**Given instruction:**
Identify all lines in the listing that include the word "this", and copy them out.

****

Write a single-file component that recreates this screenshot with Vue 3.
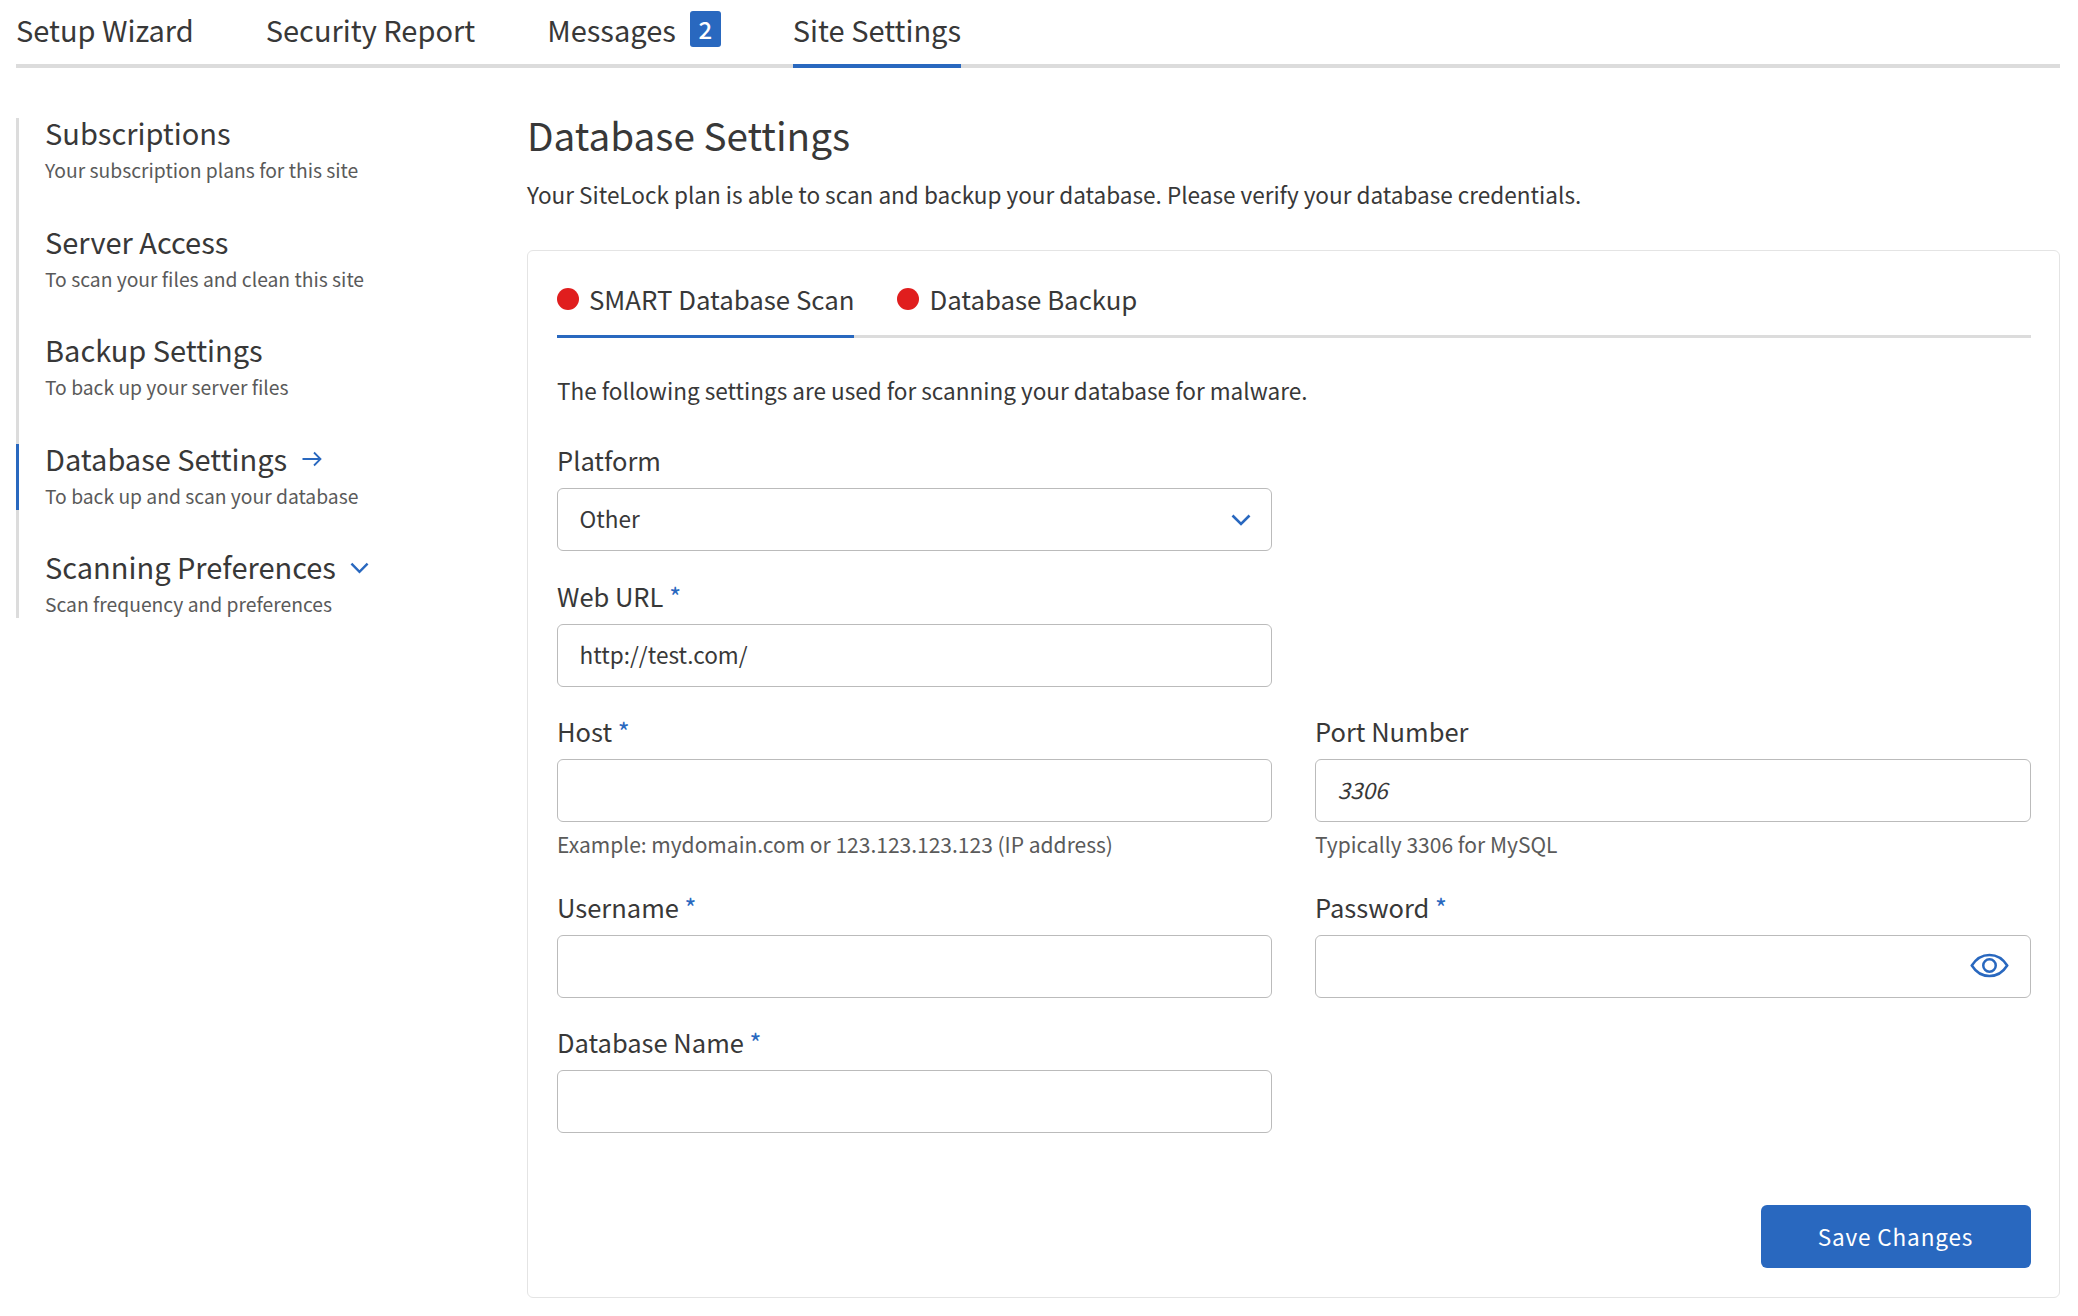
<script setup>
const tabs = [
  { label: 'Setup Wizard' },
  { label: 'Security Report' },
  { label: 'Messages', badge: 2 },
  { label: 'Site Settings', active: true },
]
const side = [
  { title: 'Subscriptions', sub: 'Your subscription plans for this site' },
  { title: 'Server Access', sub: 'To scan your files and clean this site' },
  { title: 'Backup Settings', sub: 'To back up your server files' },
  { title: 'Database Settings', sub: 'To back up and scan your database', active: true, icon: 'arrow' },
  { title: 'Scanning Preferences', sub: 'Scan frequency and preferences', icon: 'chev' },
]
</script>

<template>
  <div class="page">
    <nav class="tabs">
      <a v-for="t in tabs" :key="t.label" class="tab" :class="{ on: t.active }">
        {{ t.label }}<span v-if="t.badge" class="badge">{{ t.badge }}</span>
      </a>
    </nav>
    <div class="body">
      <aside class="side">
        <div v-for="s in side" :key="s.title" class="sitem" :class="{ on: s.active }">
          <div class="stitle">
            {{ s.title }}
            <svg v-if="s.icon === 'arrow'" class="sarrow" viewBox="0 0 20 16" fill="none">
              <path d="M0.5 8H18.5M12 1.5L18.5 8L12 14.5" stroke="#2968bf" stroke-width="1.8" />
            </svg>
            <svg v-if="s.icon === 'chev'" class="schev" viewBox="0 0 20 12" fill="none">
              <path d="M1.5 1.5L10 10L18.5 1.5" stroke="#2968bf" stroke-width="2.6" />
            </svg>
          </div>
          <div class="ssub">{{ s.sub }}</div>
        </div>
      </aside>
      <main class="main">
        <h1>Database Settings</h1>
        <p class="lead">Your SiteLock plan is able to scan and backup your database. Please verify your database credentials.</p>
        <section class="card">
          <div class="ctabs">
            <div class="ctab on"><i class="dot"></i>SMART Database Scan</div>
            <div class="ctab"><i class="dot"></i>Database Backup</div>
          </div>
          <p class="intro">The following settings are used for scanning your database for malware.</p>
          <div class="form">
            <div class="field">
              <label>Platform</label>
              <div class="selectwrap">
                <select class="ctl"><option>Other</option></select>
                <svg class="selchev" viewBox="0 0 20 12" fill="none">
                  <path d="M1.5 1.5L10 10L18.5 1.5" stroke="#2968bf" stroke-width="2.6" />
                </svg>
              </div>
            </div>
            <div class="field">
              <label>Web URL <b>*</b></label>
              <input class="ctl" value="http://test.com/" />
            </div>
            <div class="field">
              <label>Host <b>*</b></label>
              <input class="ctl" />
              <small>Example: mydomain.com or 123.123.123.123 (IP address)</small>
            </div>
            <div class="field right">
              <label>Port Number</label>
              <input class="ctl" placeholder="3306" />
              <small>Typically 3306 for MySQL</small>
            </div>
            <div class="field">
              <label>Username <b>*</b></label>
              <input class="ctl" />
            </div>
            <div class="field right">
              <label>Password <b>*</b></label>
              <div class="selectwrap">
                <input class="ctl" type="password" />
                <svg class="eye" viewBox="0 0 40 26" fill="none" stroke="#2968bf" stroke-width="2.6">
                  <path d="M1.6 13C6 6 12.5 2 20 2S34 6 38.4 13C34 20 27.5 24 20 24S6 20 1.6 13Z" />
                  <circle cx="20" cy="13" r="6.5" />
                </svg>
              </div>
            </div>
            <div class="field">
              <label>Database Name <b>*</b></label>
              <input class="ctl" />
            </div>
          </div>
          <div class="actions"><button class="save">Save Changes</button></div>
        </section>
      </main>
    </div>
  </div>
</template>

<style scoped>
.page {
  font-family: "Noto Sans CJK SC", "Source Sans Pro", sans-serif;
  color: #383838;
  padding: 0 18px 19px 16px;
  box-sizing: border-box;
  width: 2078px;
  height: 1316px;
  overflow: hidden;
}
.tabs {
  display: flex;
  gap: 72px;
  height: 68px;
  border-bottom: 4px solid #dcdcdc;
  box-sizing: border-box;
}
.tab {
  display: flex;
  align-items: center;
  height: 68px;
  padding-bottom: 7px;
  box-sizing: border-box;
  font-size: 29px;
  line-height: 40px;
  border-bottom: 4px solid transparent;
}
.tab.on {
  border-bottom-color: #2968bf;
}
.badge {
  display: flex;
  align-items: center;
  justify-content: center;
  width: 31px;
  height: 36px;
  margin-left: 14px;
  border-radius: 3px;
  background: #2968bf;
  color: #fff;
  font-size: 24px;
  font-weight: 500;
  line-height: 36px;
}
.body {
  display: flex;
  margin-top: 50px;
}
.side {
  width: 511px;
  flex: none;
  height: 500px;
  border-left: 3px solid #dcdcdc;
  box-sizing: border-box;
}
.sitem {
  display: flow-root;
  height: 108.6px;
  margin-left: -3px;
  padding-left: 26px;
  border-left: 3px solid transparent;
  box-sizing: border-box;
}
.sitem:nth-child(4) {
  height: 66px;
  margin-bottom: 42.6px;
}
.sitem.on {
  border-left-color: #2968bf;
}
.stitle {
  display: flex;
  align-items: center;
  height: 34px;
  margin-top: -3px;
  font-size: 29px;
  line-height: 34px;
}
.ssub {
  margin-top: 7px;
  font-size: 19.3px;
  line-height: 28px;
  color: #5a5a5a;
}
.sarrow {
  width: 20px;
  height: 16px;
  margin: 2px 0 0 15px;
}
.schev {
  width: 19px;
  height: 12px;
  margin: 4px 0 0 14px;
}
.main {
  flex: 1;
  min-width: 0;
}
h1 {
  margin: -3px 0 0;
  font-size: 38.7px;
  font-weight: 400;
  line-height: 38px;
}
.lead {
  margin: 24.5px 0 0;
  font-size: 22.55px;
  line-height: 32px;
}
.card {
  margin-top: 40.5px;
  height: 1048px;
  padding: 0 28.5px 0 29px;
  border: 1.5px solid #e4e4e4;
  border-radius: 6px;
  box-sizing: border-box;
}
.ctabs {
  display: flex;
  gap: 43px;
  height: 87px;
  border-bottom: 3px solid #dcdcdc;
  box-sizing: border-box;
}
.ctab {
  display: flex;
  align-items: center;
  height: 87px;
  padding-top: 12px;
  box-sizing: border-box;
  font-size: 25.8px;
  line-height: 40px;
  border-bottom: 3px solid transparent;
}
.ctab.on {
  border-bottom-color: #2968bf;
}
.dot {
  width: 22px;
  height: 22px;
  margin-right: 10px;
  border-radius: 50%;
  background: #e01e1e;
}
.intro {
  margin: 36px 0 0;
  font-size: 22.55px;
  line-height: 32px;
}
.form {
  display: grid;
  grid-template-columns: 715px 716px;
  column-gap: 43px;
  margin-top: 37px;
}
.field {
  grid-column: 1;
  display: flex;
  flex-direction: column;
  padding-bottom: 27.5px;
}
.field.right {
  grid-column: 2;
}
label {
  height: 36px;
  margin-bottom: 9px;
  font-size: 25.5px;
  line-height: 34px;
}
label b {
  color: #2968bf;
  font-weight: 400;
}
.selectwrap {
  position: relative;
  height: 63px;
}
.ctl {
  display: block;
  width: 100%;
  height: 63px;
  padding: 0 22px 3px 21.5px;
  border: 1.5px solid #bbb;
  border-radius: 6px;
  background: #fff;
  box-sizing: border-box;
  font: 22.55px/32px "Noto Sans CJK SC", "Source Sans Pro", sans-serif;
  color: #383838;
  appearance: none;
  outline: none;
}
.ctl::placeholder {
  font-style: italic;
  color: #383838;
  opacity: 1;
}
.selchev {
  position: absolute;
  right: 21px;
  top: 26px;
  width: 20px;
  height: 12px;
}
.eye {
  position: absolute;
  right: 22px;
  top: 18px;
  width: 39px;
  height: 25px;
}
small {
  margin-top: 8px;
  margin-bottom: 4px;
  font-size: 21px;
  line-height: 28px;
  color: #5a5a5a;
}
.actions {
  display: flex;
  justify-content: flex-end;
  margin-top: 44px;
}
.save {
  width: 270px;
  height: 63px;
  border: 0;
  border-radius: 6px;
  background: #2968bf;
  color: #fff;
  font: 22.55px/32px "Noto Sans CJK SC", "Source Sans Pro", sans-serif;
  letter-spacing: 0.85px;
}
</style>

****

**Answer for the task:**
Write a single-file component that recreates this screenshot with Vue 3.
  { title: 'Subscriptions', sub: 'Your subscription plans for this site' },
  { title: 'Server Access', sub: 'To scan your files and clean this site' },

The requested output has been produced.